Their focus is consistent across the industry – minimise the amount of coding needed to build modern business applications, bringing an idea to market as quickly and cheaply as possible.
This approach has proven useful for providing solutions for standard business tasks, wherein the developers of a low-code platform itself predicted the required functionality in advance. For example, every function in a CRM application can be implemented without writing a single line of code.
However, in real life, businesses tend to have unique requirements that go beyond the scope of low-code platforms. Once you get knee-deep in development, you’ll want to customise a specific component to meet your particular business needs. But instead of customising the system, you’ll be forced to change your business to match the capabilities of the low-code platform.

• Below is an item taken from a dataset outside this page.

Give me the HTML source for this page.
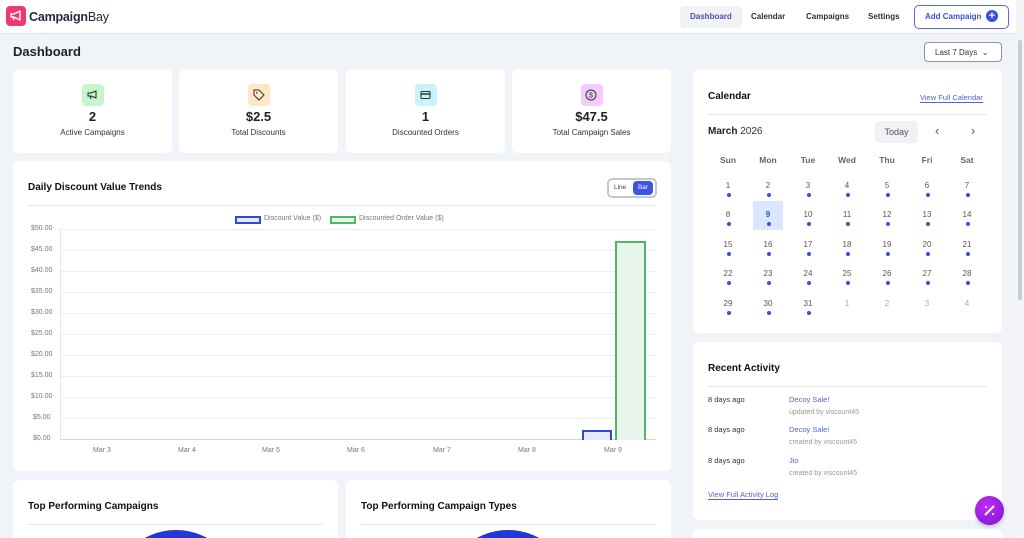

The ability to customise software applications has emerged as the driving force of friction when it comes to adoption, with many SaaS and iPaaS vendors. But there are always exceptions.
If time is of the essence and you require the need for customisation – low-code platforms like Outsystems or Linx are best among the pack. Their visual design framework and lack of boilerplate makes these tools much quicker to understand and use. Add their ability to customise key elements to form part of a multi-cloud/multi-application strategy, giving the user the ability to quickly share data across different software applications, databases, and websites.
Thanks to the ready-made functionality, there is no need to invent anything or program “from scratch.” There are no hard limits on the system’s ability, and developers don’t have to sacrifice customisation flexibility and scope of their applications using low-code.
Lastly, with vendors including easy deployment to their cloud of choice, developers can quickly test, monitor and deploy scalable applications in modern, dynamic environments. Perhaps low-code and the cloud are a perfect match?